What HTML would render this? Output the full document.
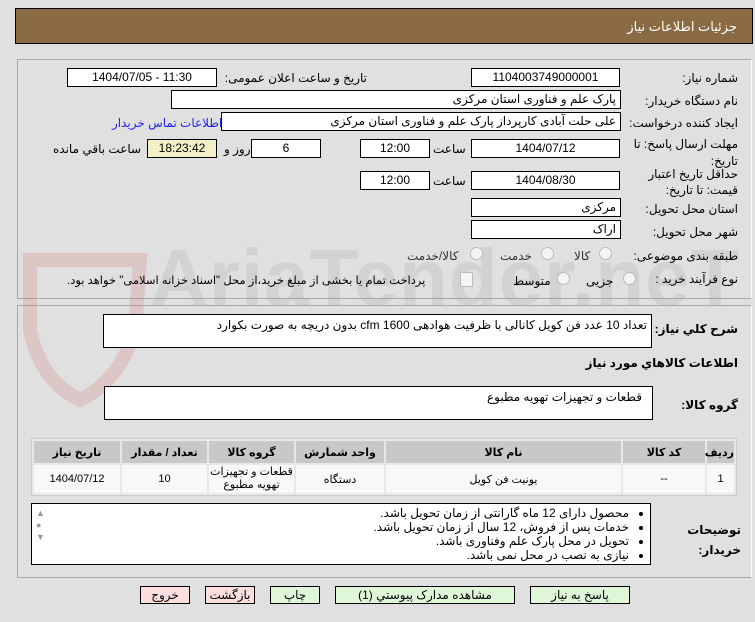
<!DOCTYPE html>
<html><head><meta charset="utf-8"><style>
body{margin:0;width:755px;height:622px;background:#e0e0e0;font-family:"Liberation Sans","DejaVu Sans",sans-serif;font-size:12px;color:#000;position:relative;overflow:hidden}
.a{position:absolute}
.hdr{left:15px;top:8px;width:736px;height:34px;background:#8b6b43;border:1px solid #000}
.hdr span{position:absolute;right:15px;top:10px;color:#fff;font-size:13px}
.pan{border:1px solid #a8a8a8;border-right-color:#fff;border-bottom-color:#a8a8a8}
.f{position:absolute;background:#fff;border:1px solid #000;box-sizing:border-box;height:19px;line-height:17px;text-align:center;font-size:12px;white-space:nowrap;overflow:hidden}
.r{text-align:right;padding-right:4px;direction:rtl}
.l{position:absolute;direction:rtl;white-space:nowrap;font-size:12px;line-height:14px}
.rad{position:absolute;width:11px;height:11px;border-radius:50%;border:1px solid #bbb;background:#f4f4f4}
table{border-collapse:separate;border-spacing:2px;background:#e8e8e8;table-layout:fixed}
td{text-align:center;font-size:11px;background:#f8f8f8;padding:0}
th{background:#c8c8c8;height:22px;font-size:11px;padding:0}
.btn{position:absolute;top:586px;height:18px;border:1px solid #000;box-sizing:border-box;background:#dff7d8;text-align:center;line-height:17px;font-size:12px}
.wm{position:absolute;font-size:80px;font-weight:bold;color:rgba(160,160,160,.22);left:150px;top:232px;letter-spacing:1px;font-family:"Liberation Sans",sans-serif}
</style></head><body>
<div class="a hdr"><span>جزئیات اطلاعات نیاز</span></div>
<div class="a pan" style="left:17px;top:59px;width:733px;height:238px"></div>
<div class="a pan" style="left:17px;top:305px;width:733px;height:271px"></div>
<div class="wm">AriaTender.neT</div>
<svg class="a" style="left:20px;top:250px" width="130" height="170"><path d="M10 10 L120 10 L115 80 Q100 130 60 150 Q20 130 10 80 Z" fill="none" stroke="rgba(210,120,120,.25)" stroke-width="14"/></svg>

<div class="l" style="right:17px;top:71px">شماره نیاز:</div>
<div class="f" style="left:471px;top:68px;width:149px">1104003749000001</div>
<div class="l" style="right:388px;top:71px">تاریخ و ساعت اعلان عمومی:</div>
<div class="f" style="left:67px;top:68px;width:150px">1404/07/05 - 11:30</div>

<div class="l" style="right:17px;top:94px">نام دستگاه خریدار:</div>
<div class="f r" style="left:171px;top:90px;width:450px">پارک علم و فناوری استان مرکزی</div>

<div class="l" style="right:17px;top:116px">ایجاد کننده درخواست:</div>
<div class="f r" style="left:221px;top:112px;width:400px">علی حلت آبادی کارپرداز پارک علم و فناوری استان مرکزی</div>
<div class="l" style="left:112px;top:116px;color:#2222ee">اطلاعات تماس خریدار</div>

<div class="l" style="right:17px;top:137px">مهلت ارسال پاسخ: تا</div>
<div class="l" style="right:17px;top:154px">تاریخ:</div>
<div class="f" style="left:471px;top:139px;width:149px">1404/07/12</div>
<div class="l" style="left:433px;top:142px">ساعت</div>
<div class="f" style="left:360px;top:139px;width:70px">12:00</div>
<div class="f" style="left:251px;top:139px;width:70px">6</div>
<div class="l" style="left:224px;top:142px">روز و</div>
<div class="f" style="left:147px;top:139px;width:70px;background:#f3f0c8">18:23:42</div>
<div class="l" style="left:53px;top:142px">ساعت باقي مانده</div>

<div class="l" style="right:17px;top:167px">حداقل تاریخ اعتبار</div>
<div class="l" style="right:17px;top:183px">قیمت: تا تاریخ:</div>
<div class="f" style="left:471px;top:171px;width:149px">1404/08/30</div>
<div class="l" style="left:433px;top:174px">ساعت</div>
<div class="f" style="left:360px;top:171px;width:70px">12:00</div>

<div class="l" style="right:17px;top:202px">استان محل تحویل:</div>
<div class="f r" style="left:471px;top:198px;width:150px">مرکزی</div>
<div class="l" style="right:17px;top:225px">شهر محل تحویل:</div>
<div class="f r" style="left:471px;top:220px;width:150px">اراک</div>

<div class="l" style="right:17px;top:249px">طبقه بندی موضوعی:</div>
<div class="rad" style="left:599px;top:247px"></div><div class="l" style="left:574px;top:249px;color:#333">کالا</div>
<div class="rad" style="left:541px;top:247px"></div><div class="l" style="left:500px;top:249px;color:#333">خدمت</div>
<div class="rad" style="left:470px;top:247px"></div><div class="l" style="left:407px;top:249px;color:#333">کالا/خدمت</div>

<div class="l" style="right:17px;top:272px">نوع فرآیند خرید :</div>
<div class="rad" style="left:623px;top:272px"></div><div class="l" style="left:586px;top:274px">جزیی</div>
<div class="rad" style="left:557px;top:272px"></div><div class="l" style="left:513px;top:274px">متوسط</div>
<div class="a" style="left:460px;top:272px;width:11px;height:13px;border:1px solid #bbb;background:#f4f4f4"></div>
<div class="l" style="left:67px;top:274px;font-size:11.5px">پرداخت تمام یا بخشی از مبلغ خرید،از محل "اسناد خزانه اسلامی" خواهد بود.</div>

<div class="l" style="right:17px;top:322px;font-weight:bold">شرح کلي نياز:</div>
<div class="f r" style="left:103px;top:314px;width:549px;height:34px;text-align:right;line-height:20px;background:#fff">تعداد 10 عدد فن کویل کانالی با ظرفیت هوادهی cfm 1600 بدون دریچه به صورت بکوارد</div>
<div class="l" style="right:17px;top:356px;font-weight:bold">اطلاعات کالاهاي مورد نياز</div>
<div class="l" style="right:17px;top:398px;font-weight:bold">گروه کالا:</div>
<div class="f r" style="left:104px;top:386px;width:549px;height:34px;text-align:right;line-height:20px;padding-right:10px">قطعات و تجهیزات تهویه مطبوع</div>

<table class="a" style="left:31px;top:438px;width:706px;height:57px;direction:rtl;border:1px solid #ccc">
<colgroup><col style="width:27px"><col style="width:82px"><col style="width:235px"><col style="width:88px"><col style="width:85px"><col style="width:85px"><col></colgroup>
<tr><th>ردیف</th><th>کد کالا</th><th>نام کالا</th><th>واحد شمارش</th><th>گروه کالا</th><th>تعداد / مقدار</th><th>تاریخ نیاز</th></tr>
<tr style="height:28px"><td>1</td><td>--</td><td>یونیت فن کویل</td><td>دستگاه</td><td style="line-height:13px">قطعات و تجهیزات<br>تهویه مطبوع</td><td>10</td><td>1404/07/12</td></tr>
</table>

<div class="l" style="right:14px;top:523px;font-weight:bold">توضیحات</div>
<div class="l" style="right:14px;top:543px;font-weight:bold">خریدار:</div>
<div class="a" style="left:31px;top:503px;width:620px;height:62px;background:#fff;border:1px solid #000;box-sizing:border-box"></div>
<div class="a" style="left:36px;top:507px;color:#999;font-size:9px;line-height:12px">▲<br>●<br>▼</div>
<ul class="a" style="right:104px;top:506px;margin:0;padding-right:22px;direction:rtl;font-size:12px;line-height:14px">
<li>محصول دارای 12 ماه گارانتی از زمان تحویل باشد.</li>
<li>خدمات پس از فروش، 12 سال از زمان تحویل باشد.</li>
<li>تحویل در محل پارک علم وفناوری باشد.</li>
<li>نیازی به نصب در محل نمی باشد.</li></ul>

<div class="btn" style="left:530px;width:100px">پاسخ به نیاز</div>
<div class="btn" style="left:335px;width:180px">مشاهده مدارک پیوستي (1)</div>
<div class="btn" style="left:270px;width:50px">چاپ</div>
<div class="btn" style="left:205px;width:50px;background:#fddede">بازگشت</div>
<div class="btn" style="left:140px;width:50px;background:#fddede">خروج</div>
</body></html>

_ _ _ _ _

* Problem requirements: Omit every picture, then reproduce the rest of the listing exactly.

* Answer to the task:
What HTML would render this? Output the full document.
<!DOCTYPE html>
<html><head><meta charset="utf-8"><style>
body{margin:0;width:755px;height:622px;background:#e0e0e0;font-family:"Liberation Sans","DejaVu Sans",sans-serif;font-size:12px;color:#000;position:relative;overflow:hidden}
.a{position:absolute}
.hdr{left:15px;top:8px;width:736px;height:34px;background:#8b6b43;border:1px solid #000}
.hdr span{position:absolute;right:15px;top:10px;color:#fff;font-size:13px}
.pan{border:1px solid #a8a8a8;border-right-color:#fff;border-bottom-color:#a8a8a8}
.f{position:absolute;background:#fff;border:1px solid #000;box-sizing:border-box;height:19px;line-height:17px;text-align:center;font-size:12px;white-space:nowrap;overflow:hidden}
.r{text-align:right;padding-right:4px;direction:rtl}
.l{position:absolute;direction:rtl;white-space:nowrap;font-size:12px;line-height:14px}
.rad{position:absolute;width:11px;height:11px;border-radius:50%;border:1px solid #bbb;background:#f4f4f4}
table{border-collapse:separate;border-spacing:2px;background:#e8e8e8;table-layout:fixed}
td{text-align:center;font-size:11px;background:#f8f8f8;padding:0}
th{background:#c8c8c8;height:22px;font-size:11px;padding:0}
.btn{position:absolute;top:586px;height:18px;border:1px solid #000;box-sizing:border-box;background:#dff7d8;text-align:center;line-height:17px;font-size:12px}
.wm{position:absolute;font-size:80px;font-weight:bold;color:rgba(160,160,160,.22);left:150px;top:232px;letter-spacing:1px;font-family:"Liberation Sans",sans-serif}
</style></head><body>
<div class="a hdr"><span>جزئیات اطلاعات نیاز</span></div>
<div class="a pan" style="left:17px;top:59px;width:733px;height:238px"></div>
<div class="a pan" style="left:17px;top:305px;width:733px;height:271px"></div>
<div class="wm">AriaTender.neT</div>
<svg class="a" style="left:20px;top:250px" width="130" height="170"><path d="M10 10 L120 10 L115 80 Q100 130 60 150 Q20 130 10 80 Z" fill="none" stroke="rgba(210,120,120,.25)" stroke-width="14"/></svg>

<div class="l" style="right:17px;top:71px">شماره نیاز:</div>
<div class="f" style="left:471px;top:68px;width:149px">1104003749000001</div>
<div class="l" style="right:388px;top:71px">تاریخ و ساعت اعلان عمومی:</div>
<div class="f" style="left:67px;top:68px;width:150px">1404/07/05 - 11:30</div>

<div class="l" style="right:17px;top:94px">نام دستگاه خریدار:</div>
<div class="f r" style="left:171px;top:90px;width:450px">پارک علم و فناوری استان مرکزی</div>

<div class="l" style="right:17px;top:116px">ایجاد کننده درخواست:</div>
<div class="f r" style="left:221px;top:112px;width:400px">علی حلت آبادی کارپرداز پارک علم و فناوری استان مرکزی</div>
<div class="l" style="left:112px;top:116px;color:#2222ee">اطلاعات تماس خریدار</div>

<div class="l" style="right:17px;top:137px">مهلت ارسال پاسخ: تا</div>
<div class="l" style="right:17px;top:154px">تاریخ:</div>
<div class="f" style="left:471px;top:139px;width:149px">1404/07/12</div>
<div class="l" style="left:433px;top:142px">ساعت</div>
<div class="f" style="left:360px;top:139px;width:70px">12:00</div>
<div class="f" style="left:251px;top:139px;width:70px">6</div>
<div class="l" style="left:224px;top:142px">روز و</div>
<div class="f" style="left:147px;top:139px;width:70px;background:#f3f0c8">18:23:42</div>
<div class="l" style="left:53px;top:142px">ساعت باقي مانده</div>

<div class="l" style="right:17px;top:167px">حداقل تاریخ اعتبار</div>
<div class="l" style="right:17px;top:183px">قیمت: تا تاریخ:</div>
<div class="f" style="left:471px;top:171px;width:149px">1404/08/30</div>
<div class="l" style="left:433px;top:174px">ساعت</div>
<div class="f" style="left:360px;top:171px;width:70px">12:00</div>

<div class="l" style="right:17px;top:202px">استان محل تحویل:</div>
<div class="f r" style="left:471px;top:198px;width:150px">مرکزی</div>
<div class="l" style="right:17px;top:225px">شهر محل تحویل:</div>
<div class="f r" style="left:471px;top:220px;width:150px">اراک</div>

<div class="l" style="right:17px;top:249px">طبقه بندی موضوعی:</div>
<div class="rad" style="left:599px;top:247px"></div><div class="l" style="left:574px;top:249px;color:#333">کالا</div>
<div class="rad" style="left:541px;top:247px"></div><div class="l" style="left:500px;top:249px;color:#333">خدمت</div>
<div class="rad" style="left:470px;top:247px"></div><div class="l" style="left:407px;top:249px;color:#333">کالا/خدمت</div>

<div class="l" style="right:17px;top:272px">نوع فرآیند خرید :</div>
<div class="rad" style="left:623px;top:272px"></div><div class="l" style="left:586px;top:274px">جزیی</div>
<div class="rad" style="left:557px;top:272px"></div><div class="l" style="left:513px;top:274px">متوسط</div>
<div class="a" style="left:460px;top:272px;width:11px;height:13px;border:1px solid #bbb;background:#f4f4f4"></div>
<div class="l" style="left:67px;top:274px;font-size:11.5px">پرداخت تمام یا بخشی از مبلغ خرید،از محل "اسناد خزانه اسلامی" خواهد بود.</div>

<div class="l" style="right:17px;top:322px;font-weight:bold">شرح کلي نياز:</div>
<div class="f r" style="left:103px;top:314px;width:549px;height:34px;text-align:right;line-height:20px;background:#fff">تعداد 10 عدد فن کویل کانالی با ظرفیت هوادهی cfm 1600 بدون دریچه به صورت بکوارد</div>
<div class="l" style="right:17px;top:356px;font-weight:bold">اطلاعات کالاهاي مورد نياز</div>
<div class="l" style="right:17px;top:398px;font-weight:bold">گروه کالا:</div>
<div class="f r" style="left:104px;top:386px;width:549px;height:34px;text-align:right;line-height:20px;padding-right:10px">قطعات و تجهیزات تهویه مطبوع</div>

<table class="a" style="left:31px;top:438px;width:706px;height:57px;direction:rtl;border:1px solid #ccc">
<colgroup><col style="width:27px"><col style="width:82px"><col style="width:235px"><col style="width:88px"><col style="width:85px"><col style="width:85px"><col></colgroup>
<tr><th>ردیف</th><th>کد کالا</th><th>نام کالا</th><th>واحد شمارش</th><th>گروه کالا</th><th>تعداد / مقدار</th><th>تاریخ نیاز</th></tr>
<tr style="height:28px"><td>1</td><td>--</td><td>یونیت فن کویل</td><td>دستگاه</td><td style="line-height:13px">قطعات و تجهیزات<br>تهویه مطبوع</td><td>10</td><td>1404/07/12</td></tr>
</table>

<div class="l" style="right:14px;top:523px;font-weight:bold">توضیحات</div>
<div class="l" style="right:14px;top:543px;font-weight:bold">خریدار:</div>
<div class="a" style="left:31px;top:503px;width:620px;height:62px;background:#fff;border:1px solid #000;box-sizing:border-box"></div>
<div class="a" style="left:36px;top:507px;color:#999;font-size:9px;line-height:12px">▲<br>●<br>▼</div>
<ul class="a" style="right:104px;top:506px;margin:0;padding-right:22px;direction:rtl;font-size:12px;line-height:14px">
<li>محصول دارای 12 ماه گارانتی از زمان تحویل باشد.</li>
<li>خدمات پس از فروش، 12 سال از زمان تحویل باشد.</li>
<li>تحویل در محل پارک علم وفناوری باشد.</li>
<li>نیازی به نصب در محل نمی باشد.</li></ul>

<div class="btn" style="left:530px;width:100px">پاسخ به نیاز</div>
<div class="btn" style="left:335px;width:180px">مشاهده مدارک پیوستي (1)</div>
<div class="btn" style="left:270px;width:50px">چاپ</div>
<div class="btn" style="left:205px;width:50px;background:#fddede">بازگشت</div>
<div class="btn" style="left:140px;width:50px;background:#fddede">خروج</div>
</body></html>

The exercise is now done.